After her Sydney stint, Nikki spent about three years working for other trainers before she applied for her licence.
It took 12 months to receive her owner/trainer’s licence and she is now working towards a commercial trainers licence.
“There are a lot of processes you have to go through,” she said.
“You’ve got to have references, you do a course with Team Thoroughbred, it’s a Certificate III in Horse Training, includes horse welfare, the business side, you go through everything you need to know.”

In some ways it’s a different world to when Phillip trained in Coonamble.
“Going back a few years there were 31 registered horse trainers in Coonamble and now I think there’s three,” said Woodheap.
“Working the horse side of things is the same, she’s done what I’ve done for 20 years, but the feed side of things now is a lot different.

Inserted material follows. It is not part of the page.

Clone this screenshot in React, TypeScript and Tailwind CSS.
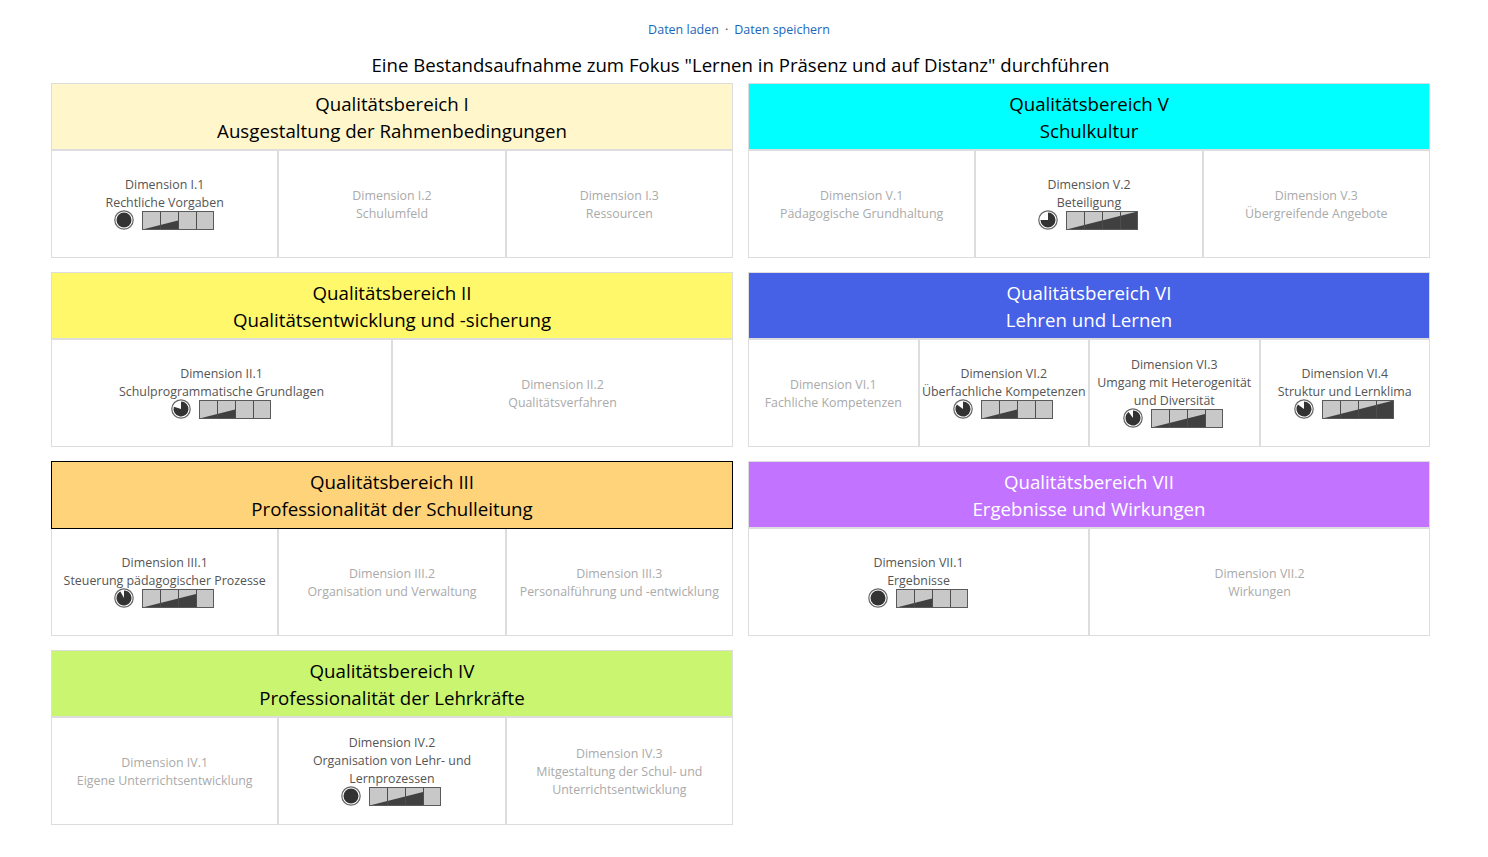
const font = "font-['Open_Sans','Noto_Sans',sans-serif]";

type Dim = {
  title: string;
  name: string[];
  pie?: number;
  cells?: number;
};

type Area = {
  title: string;
  subtitle: string;
  headerClass: string;
  selected?: boolean;
  dims: Dim[];
};

const left: Area[] = [
  {
    title: "Qualitätsbereich I",
    subtitle: "Ausgestaltung der Rahmenbedingungen",
    headerClass: "bg-[#fff6cc] text-black",
    dims: [
      { title: "Dimension I.1", name: ["Rechtliche Vorgaben"], pie: 1, cells: 2 },
      { title: "Dimension I.2", name: ["Schulumfeld"] },
      { title: "Dimension I.3", name: ["Ressourcen"] },
    ],
  },
  {
    title: "Qualitätsbereich II",
    subtitle: "Qualitätsentwicklung und -sicherung",
    headerClass: "bg-[#fff86b] text-black",
    dims: [
      { title: "Dimension II.1", name: ["Schulprogrammatische Grundlagen"], pie: 0.8, cells: 2 },
      { title: "Dimension II.2", name: ["Qualitätsverfahren"] },
    ],
  },
  {
    title: "Qualitätsbereich III",
    subtitle: "Professionalität der Schulleitung",
    headerClass: "bg-[#ffd37a] text-black",
    selected: true,
    dims: [
      { title: "Dimension III.1", name: ["Steuerung pädagogischer Prozesse"], pie: 0.92, cells: 3 },
      { title: "Dimension III.2", name: ["Organisation und Verwaltung"] },
      { title: "Dimension III.3", name: ["Personalführung und -entwicklung"] },
    ],
  },
  {
    title: "Qualitätsbereich IV",
    subtitle: "Professionalität der Lehrkräfte",
    headerClass: "bg-[#c9f570] text-black",
    dims: [
      { title: "Dimension IV.1", name: ["Eigene Unterrichtsentwicklung"] },
      { title: "Dimension IV.2", name: ["Organisation von Lehr- und", "Lernprozessen"], pie: 1, cells: 3 },
      { title: "Dimension IV.3", name: ["Mitgestaltung der Schul- und", "Unterrichtsentwicklung"] },
    ],
  },
];

const right: Area[] = [
  {
    title: "Qualitätsbereich V",
    subtitle: "Schulkultur",
    headerClass: "bg-[#00ffff] text-black",
    dims: [
      { title: "Dimension V.1", name: ["Pädagogische Grundhaltung"] },
      { title: "Dimension V.2", name: ["Beteiligung"], pie: 0.75, cells: 4 },
      { title: "Dimension V.3", name: ["Übergreifende Angebote"] },
    ],
  },
  {
    title: "Qualitätsbereich VI",
    subtitle: "Lehren und Lernen",
    headerClass: "bg-[#4660e6] text-white",
    dims: [
      { title: "Dimension VI.1", name: ["Fachliche Kompetenzen"] },
      { title: "Dimension VI.2", name: ["Überfachliche Kompetenzen"], pie: 0.85, cells: 2 },
      { title: "Dimension VI.3", name: ["Umgang mit Heterogenität", "und Diversität"], pie: 0.9, cells: 3 },
      { title: "Dimension VI.4", name: ["Struktur und Lernklima"], pie: 0.85, cells: 4 },
    ],
  },
  {
    title: "Qualitätsbereich VII",
    subtitle: "Ergebnisse und Wirkungen",
    headerClass: "bg-[#c273ff] text-white",
    dims: [
      { title: "Dimension VII.1", name: ["Ergebnisse"], pie: 1, cells: 2 },
      { title: "Dimension VII.2", name: ["Wirkungen"] },
    ],
  },
];

function Pie({ value }: { value: number }) {
  const a = value * 2 * Math.PI;
  const x = 10 + 7.5 * Math.sin(a);
  const y = 10 - 7.5 * Math.cos(a);
  const large = value > 0.5 ? 1 : 0;
  return (
    <svg width="20" height="20" viewBox="0 0 20 20" className="shrink-0">
      <circle cx="10" cy="10" r="9.2" fill="#fff" stroke="#666" strokeWidth="1.2" />
      {value >= 1 ? (
        <circle cx="10" cy="10" r="7.5" fill="#333" />
      ) : (
        <path d={`M10 10 L10 2.5 A7.5 7.5 0 ${large} 1 ${x} ${y} Z`} fill="#333" />
      )}
    </svg>
  );
}

function Bar({ cells }: { cells: number }) {
  // wedge rises over the whole bar, only the reached cells are filled
  const w = cells * 18;
  const h = (w / 72) * 18;
  return (
    <svg width="72" height="19" viewBox="0 0 72 19" className="shrink-0">
      <rect x="0.5" y="0.5" width="71" height="18" fill="#c8c8c8" />
      <path d={`M0.5 18.5 L${Math.min(w, 71.5)} 18.5 L${Math.min(w, 71.5)} ${18.5 - h} Z`} fill="#404040" />
      <path d="M18.5 0.5V18.5M36.5 0.5V18.5M54.5 0.5V18.5" stroke="#4d4d4d" strokeWidth="1" fill="none" />
      <rect x="0.5" y="0.5" width="71" height="18" fill="none" stroke="#5a5a5a" strokeWidth="1" />
    </svg>
  );
}

function DimCell({ dim }: { dim: Dim }) {
  const active = dim.pie !== undefined;
  return (
    <div
      className={`flex min-w-0 flex-1 flex-col items-center justify-center border-l-2 border-[#dddddd] text-center text-[12.4px] leading-[18px] first:border-l-0 ${
        active ? "pb-[3px] text-[#555555]" : "pt-[2px] text-[#aaaaaa]"
      }`}
    >
      <div>{dim.title}</div>
      {dim.name.map((line) => (
        <div key={line} className="whitespace-nowrap">
          {line}
        </div>
      ))}
      {active && (
        <div className="-mt-px flex h-[18px] items-center gap-2 pr-[2px]">
          <Pie value={dim.pie!} />
          <Bar cells={dim.cells!} />
        </div>
      )}
    </div>
  );
}

function AreaCard({ area }: { area: Area }) {
  return (
    <div className="flex h-[175px] flex-col border border-[#dddddd]">
      <div
        className={`flex shrink-0 flex-col items-center justify-center text-[18.7px] leading-[27px] ${area.headerClass} ${
          area.selected
            ? "mb-px h-[66px] outline outline-1 outline-black"
            : "h-[67px] border-b-2 border-[#dddddd]"
        }`}
      >
        <div>{area.title}</div>
        <div>{area.subtitle}</div>
      </div>
      <div className="flex min-h-0 flex-1">
        {area.dims.map((d) => (
          <DimCell key={d.title} dim={d} />
        ))}
      </div>
    </div>
  );
}

export default function App() {
  return (
    <div className={`min-h-[857px] bg-white ${font}`}>
      <div className="ml-[51px] w-[1379px]">
        <div className="flex h-[53px] items-start justify-center gap-[6px] pt-[21px] pr-[3px] text-[12.5px] leading-[18px] text-[#1a66bb]">
          <a href="#">Daten laden</a>
          <span className="text-[#444444]">·</span>
          <a href="#">Daten speichern</a>
        </div>
        <h1 className="h-[30px] text-center text-[18.6px] leading-[24px] font-normal text-black">
          Eine Bestandsaufnahme zum Fokus "Lernen in Präsenz und auf Distanz" durchführen
        </h1>
        <div className="flex gap-[15px]">
          <div className="flex w-[682px] flex-col gap-[14px]">
            {left.map((a) => (
              <AreaCard key={a.title} area={a} />
            ))}
          </div>
          <div className="flex w-[682px] flex-col gap-[14px]">
            {right.map((a) => (
              <AreaCard key={a.title} area={a} />
            ))}
          </div>
        </div>
      </div>
    </div>
  );
}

“Back in my day you used to have to mix all your own feeds. You’d get a bag of lupins or chickpeas from a cockie around the corner and you’d crack it, add corn and oats and chaff, where now most of those feeds are pre mixed feeds.”
He says Nikki “learnt a lot when she went to the Snowdons as far as the medical side of things.”
“When I was here we were our own vets because there was no vet so you had to have a bit of knowledge, do horses teeth, drench horses.
“Unless you had a really crook horse – if you had a really bad one you had to take it to Dubbo of course whereas down there there’s a vet at the track every morning and if something happens you just wave him in.
“Otherwise, basically it’s still the same.”
In recent years, finding track riders in places like Coonamble has become a major challenge, with most trainers having to ride all their own horses.
Fortunately trackriders are still easy enough to find in Wyong.
Nikki now has three horses in her stable, having just added Skybeam, a four-year-old gelding who is still a couple of weeks away from his first start.
Soon after Boho Chick (a 5 year-old she bought for $2000) had her great run in Dubbo, Girls Night In (a 4-year-old bought for $2500) won on her first start at Port Macquarie.
Between them the two had run seven races, won three and run a second, a third and a fourth.
“So she’s on the mark,” said Woodheap. “But she’s got a long way to go yet.
“If she can get the quality horses I’m sure she’ll be successful enough. That’ll come.”
There’s not much time to spare for the up and coming trainer.
“It’s hard to have another hobby, you don’t really get time,” said Nikki. “My downtime is spending time with family.”
“I love spending time with the horses and I’ve never really wanted to do anything else.”
She says there are as many female trainers as there are male working out of the Wyong stables.
“You all compete together,” she said. “These days if you’re good enough it doesn’t matter if you’re male or female. If you’re good enough you get the opportunities.”
While it’s about finding the right horse for the right money, Nikki says twenty would not be a bad numberto aim for.
“You can still be hands on, and it’s better to do it that way,” she said. “If I got to that point I’d be happy.”
And of course she has her support crew – Phillip, Michael and Sean – behind her and her Hodgson family cheer squad at home in Coonamble.
“The phone runs hot when the horses are going good,” said Nikki. “I think they’re all enjoying it. They all know a bit about what’s involved.”